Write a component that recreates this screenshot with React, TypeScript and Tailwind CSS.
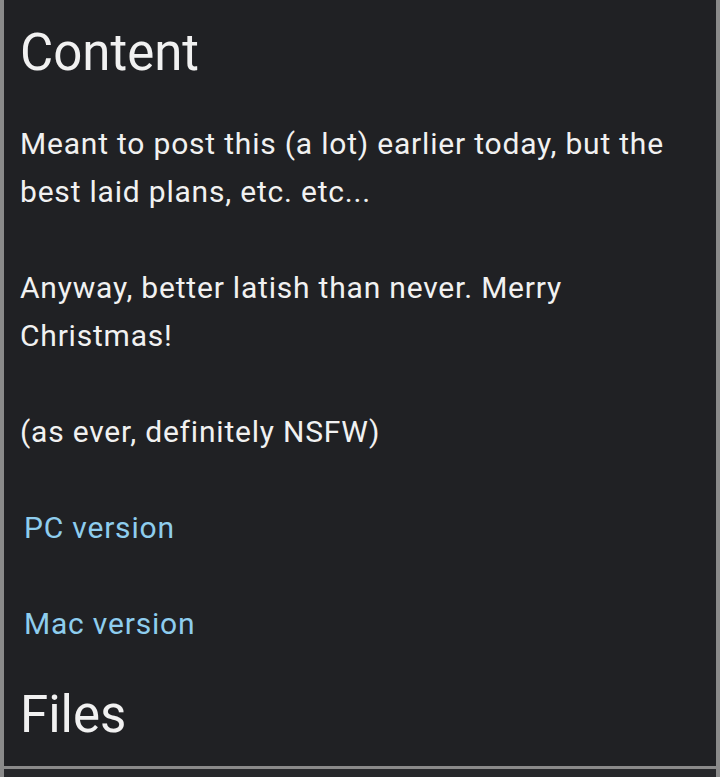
==
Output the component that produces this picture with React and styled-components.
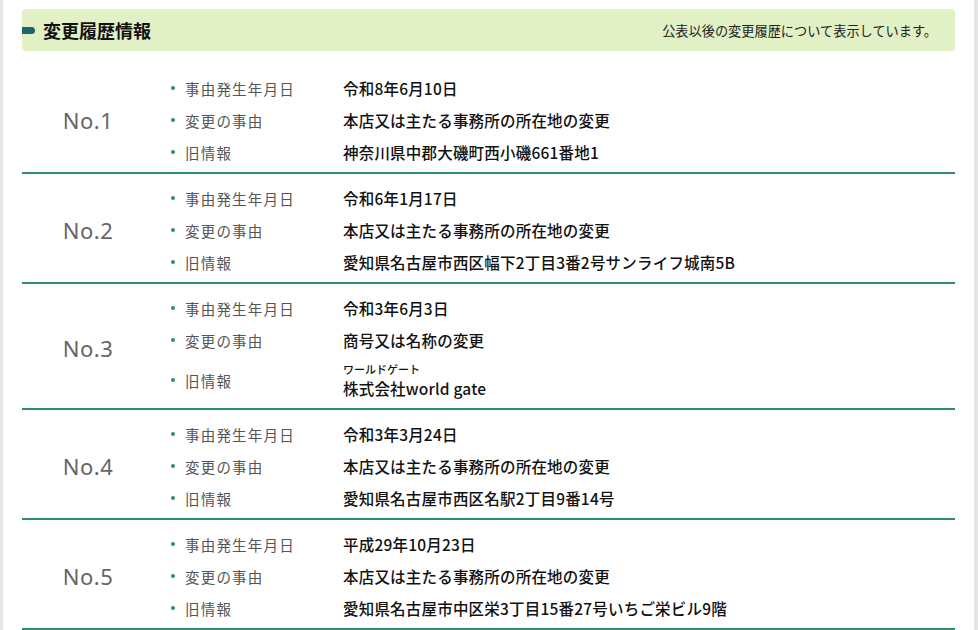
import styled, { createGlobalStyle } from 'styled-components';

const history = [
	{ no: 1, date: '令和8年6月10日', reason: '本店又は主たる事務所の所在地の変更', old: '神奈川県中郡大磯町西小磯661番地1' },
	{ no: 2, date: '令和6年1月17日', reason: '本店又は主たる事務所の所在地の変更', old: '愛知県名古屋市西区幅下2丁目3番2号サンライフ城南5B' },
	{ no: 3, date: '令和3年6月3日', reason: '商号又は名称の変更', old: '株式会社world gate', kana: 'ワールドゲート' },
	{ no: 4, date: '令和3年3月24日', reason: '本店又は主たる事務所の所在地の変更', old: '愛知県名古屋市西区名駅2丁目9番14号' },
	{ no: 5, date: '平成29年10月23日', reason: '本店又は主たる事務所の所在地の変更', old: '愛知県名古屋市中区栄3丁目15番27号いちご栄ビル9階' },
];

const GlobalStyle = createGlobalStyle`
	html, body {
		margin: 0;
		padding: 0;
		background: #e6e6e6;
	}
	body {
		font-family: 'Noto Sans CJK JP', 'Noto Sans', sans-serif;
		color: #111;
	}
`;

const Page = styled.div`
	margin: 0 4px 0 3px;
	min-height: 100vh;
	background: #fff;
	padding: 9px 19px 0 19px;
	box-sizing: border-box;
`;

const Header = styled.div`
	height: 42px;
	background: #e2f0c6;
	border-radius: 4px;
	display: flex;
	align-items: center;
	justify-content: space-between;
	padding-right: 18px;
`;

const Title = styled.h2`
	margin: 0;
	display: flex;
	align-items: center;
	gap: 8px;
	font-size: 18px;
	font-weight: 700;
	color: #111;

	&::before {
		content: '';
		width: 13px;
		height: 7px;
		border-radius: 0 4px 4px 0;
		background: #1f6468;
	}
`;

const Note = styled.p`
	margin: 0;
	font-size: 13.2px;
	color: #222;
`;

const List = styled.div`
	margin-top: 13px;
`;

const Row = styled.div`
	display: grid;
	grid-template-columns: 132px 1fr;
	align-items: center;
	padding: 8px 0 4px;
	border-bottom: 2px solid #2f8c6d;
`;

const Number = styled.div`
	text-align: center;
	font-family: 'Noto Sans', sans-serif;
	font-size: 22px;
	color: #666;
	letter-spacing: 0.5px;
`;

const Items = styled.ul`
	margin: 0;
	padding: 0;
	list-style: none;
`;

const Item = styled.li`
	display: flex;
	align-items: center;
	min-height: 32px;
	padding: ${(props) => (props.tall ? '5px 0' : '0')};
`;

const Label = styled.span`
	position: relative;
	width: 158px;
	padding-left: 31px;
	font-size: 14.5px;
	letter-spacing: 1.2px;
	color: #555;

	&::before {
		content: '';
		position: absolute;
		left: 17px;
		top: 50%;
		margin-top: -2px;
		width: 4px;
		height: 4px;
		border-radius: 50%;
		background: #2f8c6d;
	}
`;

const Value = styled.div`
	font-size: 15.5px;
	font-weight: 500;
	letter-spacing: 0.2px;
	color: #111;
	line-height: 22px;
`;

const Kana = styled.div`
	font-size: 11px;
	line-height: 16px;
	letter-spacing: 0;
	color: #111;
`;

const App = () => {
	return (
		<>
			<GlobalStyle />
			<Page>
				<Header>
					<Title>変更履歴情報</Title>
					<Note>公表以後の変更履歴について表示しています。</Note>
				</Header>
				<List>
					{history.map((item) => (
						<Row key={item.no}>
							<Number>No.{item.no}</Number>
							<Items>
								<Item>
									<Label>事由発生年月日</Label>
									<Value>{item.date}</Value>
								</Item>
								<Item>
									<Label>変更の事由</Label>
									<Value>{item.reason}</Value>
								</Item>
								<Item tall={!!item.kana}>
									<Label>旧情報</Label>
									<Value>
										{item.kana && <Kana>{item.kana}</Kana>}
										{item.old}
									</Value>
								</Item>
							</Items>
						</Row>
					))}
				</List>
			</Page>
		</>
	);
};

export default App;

| EXERCISE TASK |
Lines holding the word "this" in the entries above are the ones to pull out. Copy them all.

| EXERCISE SOLUTION |
Write a component that recreates this screenshot with React, TypeScript and Tailwind CSS.
Output the component that produces this picture with React and styled-components.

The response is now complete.